→ **Stated goal**
Show all lines from the listing below that contain "components".
◆ ◆ ◆ ◆ ◆ ◆ ◆
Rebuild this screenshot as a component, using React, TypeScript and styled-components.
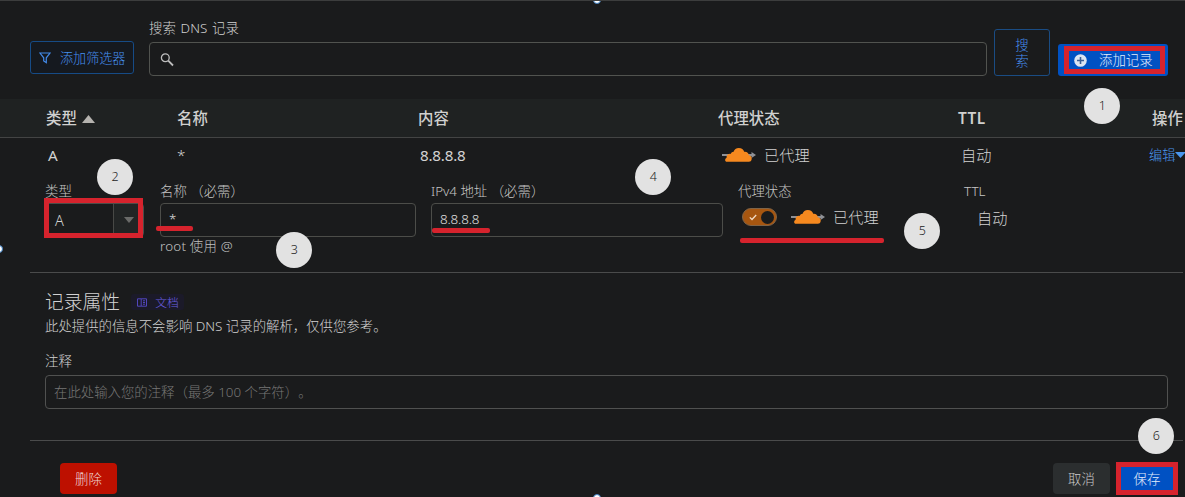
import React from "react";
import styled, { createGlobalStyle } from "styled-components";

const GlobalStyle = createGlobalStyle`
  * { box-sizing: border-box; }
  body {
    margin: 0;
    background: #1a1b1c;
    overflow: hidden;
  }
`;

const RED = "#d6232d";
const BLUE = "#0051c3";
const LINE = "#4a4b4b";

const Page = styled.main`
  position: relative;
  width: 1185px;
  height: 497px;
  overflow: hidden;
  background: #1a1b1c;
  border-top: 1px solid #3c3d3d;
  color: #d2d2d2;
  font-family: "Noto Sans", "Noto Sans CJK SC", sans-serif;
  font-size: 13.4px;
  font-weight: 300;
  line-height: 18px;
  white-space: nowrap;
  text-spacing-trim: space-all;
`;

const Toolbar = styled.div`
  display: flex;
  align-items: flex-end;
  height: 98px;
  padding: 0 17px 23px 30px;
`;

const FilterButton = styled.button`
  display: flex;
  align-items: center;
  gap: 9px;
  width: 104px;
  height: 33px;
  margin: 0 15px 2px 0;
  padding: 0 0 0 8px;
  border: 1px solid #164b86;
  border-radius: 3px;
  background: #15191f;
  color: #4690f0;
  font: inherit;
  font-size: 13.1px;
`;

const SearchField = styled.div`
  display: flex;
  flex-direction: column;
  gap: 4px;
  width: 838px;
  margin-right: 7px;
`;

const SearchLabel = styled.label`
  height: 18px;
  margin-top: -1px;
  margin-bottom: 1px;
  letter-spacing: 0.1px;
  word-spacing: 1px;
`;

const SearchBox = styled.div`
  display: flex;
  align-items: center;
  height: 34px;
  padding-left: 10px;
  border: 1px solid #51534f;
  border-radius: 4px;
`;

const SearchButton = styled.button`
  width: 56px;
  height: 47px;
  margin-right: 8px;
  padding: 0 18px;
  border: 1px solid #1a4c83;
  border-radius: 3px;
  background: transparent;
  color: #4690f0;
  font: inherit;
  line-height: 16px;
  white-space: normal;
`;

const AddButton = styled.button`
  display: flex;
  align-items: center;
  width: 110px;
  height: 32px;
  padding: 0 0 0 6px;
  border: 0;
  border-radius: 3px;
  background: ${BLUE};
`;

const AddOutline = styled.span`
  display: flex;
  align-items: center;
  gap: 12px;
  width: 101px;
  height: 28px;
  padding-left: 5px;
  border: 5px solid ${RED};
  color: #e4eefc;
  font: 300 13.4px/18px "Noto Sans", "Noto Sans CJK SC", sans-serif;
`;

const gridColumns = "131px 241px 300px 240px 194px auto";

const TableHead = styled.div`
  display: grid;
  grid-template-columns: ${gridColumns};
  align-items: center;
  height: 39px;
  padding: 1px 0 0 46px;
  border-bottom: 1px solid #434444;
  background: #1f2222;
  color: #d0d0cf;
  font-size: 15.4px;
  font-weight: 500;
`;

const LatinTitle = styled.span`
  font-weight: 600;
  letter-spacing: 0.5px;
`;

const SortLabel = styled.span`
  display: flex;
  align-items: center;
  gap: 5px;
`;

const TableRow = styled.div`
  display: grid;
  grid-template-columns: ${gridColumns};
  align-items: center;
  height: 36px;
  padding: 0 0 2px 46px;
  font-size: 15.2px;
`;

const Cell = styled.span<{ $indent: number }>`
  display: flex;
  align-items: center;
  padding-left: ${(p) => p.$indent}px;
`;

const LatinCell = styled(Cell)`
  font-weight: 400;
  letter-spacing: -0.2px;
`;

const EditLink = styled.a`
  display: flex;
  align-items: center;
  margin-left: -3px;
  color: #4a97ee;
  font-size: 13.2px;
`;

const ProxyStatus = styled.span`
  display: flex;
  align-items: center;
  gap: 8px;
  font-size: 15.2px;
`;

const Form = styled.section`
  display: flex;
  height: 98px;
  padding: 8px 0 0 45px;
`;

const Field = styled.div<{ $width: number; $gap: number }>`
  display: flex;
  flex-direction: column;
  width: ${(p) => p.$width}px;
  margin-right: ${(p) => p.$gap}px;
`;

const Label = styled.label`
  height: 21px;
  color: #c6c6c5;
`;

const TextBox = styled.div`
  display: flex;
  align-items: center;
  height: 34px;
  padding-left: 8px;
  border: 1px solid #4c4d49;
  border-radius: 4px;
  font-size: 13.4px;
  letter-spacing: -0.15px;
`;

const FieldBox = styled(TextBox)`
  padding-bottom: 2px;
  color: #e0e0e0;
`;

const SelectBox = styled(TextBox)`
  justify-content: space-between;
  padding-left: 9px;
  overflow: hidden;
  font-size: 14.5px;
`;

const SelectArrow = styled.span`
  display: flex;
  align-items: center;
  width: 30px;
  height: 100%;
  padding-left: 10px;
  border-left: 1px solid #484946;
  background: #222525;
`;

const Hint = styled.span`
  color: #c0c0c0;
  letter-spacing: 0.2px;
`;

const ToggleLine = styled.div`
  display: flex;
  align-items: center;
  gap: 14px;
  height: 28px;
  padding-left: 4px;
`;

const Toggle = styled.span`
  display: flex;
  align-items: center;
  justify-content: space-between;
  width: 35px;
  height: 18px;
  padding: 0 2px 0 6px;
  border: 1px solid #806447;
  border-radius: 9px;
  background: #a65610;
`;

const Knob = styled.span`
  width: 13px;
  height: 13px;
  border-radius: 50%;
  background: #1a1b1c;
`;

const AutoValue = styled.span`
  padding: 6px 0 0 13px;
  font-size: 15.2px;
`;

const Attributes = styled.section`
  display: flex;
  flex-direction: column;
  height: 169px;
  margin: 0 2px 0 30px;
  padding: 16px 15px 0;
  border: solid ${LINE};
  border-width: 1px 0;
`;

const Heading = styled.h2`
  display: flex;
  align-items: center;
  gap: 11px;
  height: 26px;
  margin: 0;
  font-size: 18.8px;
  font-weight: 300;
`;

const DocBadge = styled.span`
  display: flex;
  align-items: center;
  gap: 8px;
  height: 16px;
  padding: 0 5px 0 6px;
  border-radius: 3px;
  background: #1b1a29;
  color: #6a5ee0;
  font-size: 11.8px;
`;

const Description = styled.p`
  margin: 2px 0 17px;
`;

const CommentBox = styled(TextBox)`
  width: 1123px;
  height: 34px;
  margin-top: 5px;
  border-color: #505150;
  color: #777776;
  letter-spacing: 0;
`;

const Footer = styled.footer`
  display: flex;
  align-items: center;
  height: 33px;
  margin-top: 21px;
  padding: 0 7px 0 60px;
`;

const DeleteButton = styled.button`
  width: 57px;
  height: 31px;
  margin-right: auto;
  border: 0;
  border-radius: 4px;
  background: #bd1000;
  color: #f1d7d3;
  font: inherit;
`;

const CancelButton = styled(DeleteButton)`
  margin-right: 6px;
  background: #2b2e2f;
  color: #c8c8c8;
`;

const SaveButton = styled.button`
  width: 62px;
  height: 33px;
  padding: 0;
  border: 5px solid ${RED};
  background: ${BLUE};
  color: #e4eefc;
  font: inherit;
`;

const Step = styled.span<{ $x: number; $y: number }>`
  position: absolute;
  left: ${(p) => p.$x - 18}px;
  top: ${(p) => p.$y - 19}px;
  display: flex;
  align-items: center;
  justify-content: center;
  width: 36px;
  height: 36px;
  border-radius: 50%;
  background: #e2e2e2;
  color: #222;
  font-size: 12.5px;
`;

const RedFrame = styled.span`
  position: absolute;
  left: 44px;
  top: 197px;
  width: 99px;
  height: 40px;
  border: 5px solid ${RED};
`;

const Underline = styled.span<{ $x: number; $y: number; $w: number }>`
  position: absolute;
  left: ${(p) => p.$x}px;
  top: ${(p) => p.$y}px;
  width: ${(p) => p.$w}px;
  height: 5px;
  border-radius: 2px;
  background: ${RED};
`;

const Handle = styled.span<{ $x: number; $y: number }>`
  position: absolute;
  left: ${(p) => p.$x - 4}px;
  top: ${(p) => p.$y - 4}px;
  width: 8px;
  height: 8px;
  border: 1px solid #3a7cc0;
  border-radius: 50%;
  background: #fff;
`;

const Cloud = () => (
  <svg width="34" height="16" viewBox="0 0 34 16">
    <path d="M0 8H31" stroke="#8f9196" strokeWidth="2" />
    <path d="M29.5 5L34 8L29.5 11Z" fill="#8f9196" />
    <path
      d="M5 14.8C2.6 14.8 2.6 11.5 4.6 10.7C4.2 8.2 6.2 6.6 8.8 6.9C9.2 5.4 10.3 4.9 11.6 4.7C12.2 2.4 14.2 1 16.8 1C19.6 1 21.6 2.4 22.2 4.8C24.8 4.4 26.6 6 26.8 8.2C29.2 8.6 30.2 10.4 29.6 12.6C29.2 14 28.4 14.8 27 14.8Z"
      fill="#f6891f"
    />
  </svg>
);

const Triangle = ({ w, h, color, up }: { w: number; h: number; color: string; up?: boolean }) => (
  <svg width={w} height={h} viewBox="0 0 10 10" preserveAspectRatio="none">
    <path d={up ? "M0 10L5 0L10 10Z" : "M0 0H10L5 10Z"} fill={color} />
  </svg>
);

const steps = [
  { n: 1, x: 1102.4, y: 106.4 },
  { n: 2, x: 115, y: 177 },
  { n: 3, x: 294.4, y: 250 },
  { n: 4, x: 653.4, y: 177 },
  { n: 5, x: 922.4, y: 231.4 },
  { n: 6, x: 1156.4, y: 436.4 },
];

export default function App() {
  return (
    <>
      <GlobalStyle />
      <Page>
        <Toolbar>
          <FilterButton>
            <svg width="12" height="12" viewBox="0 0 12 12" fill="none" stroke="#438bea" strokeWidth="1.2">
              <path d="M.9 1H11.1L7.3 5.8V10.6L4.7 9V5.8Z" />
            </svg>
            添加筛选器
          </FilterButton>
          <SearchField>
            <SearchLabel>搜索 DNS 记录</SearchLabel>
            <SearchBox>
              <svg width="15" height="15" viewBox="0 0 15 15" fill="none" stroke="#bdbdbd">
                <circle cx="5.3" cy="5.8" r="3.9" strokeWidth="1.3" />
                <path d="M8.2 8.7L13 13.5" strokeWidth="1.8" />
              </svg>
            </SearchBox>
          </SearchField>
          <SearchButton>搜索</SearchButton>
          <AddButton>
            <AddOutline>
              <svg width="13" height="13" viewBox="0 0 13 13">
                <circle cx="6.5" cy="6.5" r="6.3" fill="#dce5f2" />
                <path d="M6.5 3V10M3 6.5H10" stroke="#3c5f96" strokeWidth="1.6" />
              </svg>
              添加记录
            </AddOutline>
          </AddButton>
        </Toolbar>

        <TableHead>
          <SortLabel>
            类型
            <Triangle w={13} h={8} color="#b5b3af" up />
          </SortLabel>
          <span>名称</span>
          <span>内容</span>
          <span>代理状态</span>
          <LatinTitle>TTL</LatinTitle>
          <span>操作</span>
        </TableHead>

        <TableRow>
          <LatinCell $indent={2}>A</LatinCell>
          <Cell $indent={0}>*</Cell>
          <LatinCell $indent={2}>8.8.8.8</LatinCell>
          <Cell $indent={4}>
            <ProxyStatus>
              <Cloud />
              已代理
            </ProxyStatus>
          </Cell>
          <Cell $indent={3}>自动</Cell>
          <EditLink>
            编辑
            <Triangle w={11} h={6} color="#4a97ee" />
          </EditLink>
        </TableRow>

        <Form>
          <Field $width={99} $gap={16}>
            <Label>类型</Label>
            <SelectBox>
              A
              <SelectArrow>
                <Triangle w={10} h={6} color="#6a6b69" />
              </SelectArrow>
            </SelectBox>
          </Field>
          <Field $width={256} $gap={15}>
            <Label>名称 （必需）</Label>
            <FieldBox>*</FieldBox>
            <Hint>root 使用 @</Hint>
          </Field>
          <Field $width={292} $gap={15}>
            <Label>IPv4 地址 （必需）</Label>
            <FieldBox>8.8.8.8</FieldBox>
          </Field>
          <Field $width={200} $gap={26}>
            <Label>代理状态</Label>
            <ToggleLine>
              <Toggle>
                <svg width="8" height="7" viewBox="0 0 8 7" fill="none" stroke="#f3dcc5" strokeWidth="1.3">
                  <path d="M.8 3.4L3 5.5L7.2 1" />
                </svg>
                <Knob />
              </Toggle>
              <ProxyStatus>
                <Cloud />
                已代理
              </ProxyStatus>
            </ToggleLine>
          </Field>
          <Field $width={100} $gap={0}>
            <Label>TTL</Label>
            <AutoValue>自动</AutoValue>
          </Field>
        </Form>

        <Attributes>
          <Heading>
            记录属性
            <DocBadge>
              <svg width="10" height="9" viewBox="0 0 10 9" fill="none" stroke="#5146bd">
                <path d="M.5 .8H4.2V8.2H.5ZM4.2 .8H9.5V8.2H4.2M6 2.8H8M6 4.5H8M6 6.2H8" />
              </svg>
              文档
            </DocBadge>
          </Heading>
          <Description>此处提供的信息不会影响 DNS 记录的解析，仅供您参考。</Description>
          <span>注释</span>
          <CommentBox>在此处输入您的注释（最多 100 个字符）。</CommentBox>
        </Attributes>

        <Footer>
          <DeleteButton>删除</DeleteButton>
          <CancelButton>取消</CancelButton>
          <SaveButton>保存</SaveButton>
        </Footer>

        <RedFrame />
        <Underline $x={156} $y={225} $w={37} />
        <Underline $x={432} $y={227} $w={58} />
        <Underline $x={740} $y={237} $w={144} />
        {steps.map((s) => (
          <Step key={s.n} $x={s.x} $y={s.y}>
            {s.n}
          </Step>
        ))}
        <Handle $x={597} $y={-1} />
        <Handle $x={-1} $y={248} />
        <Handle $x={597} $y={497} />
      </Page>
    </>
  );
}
◆ ◆ ◆ ◆ ◆ ◆ ◆
→ **Expected answer**
Rebuild this screenshot as a component, using React, TypeScript and styled-components.
import styled, { createGlobalStyle } from "styled-components";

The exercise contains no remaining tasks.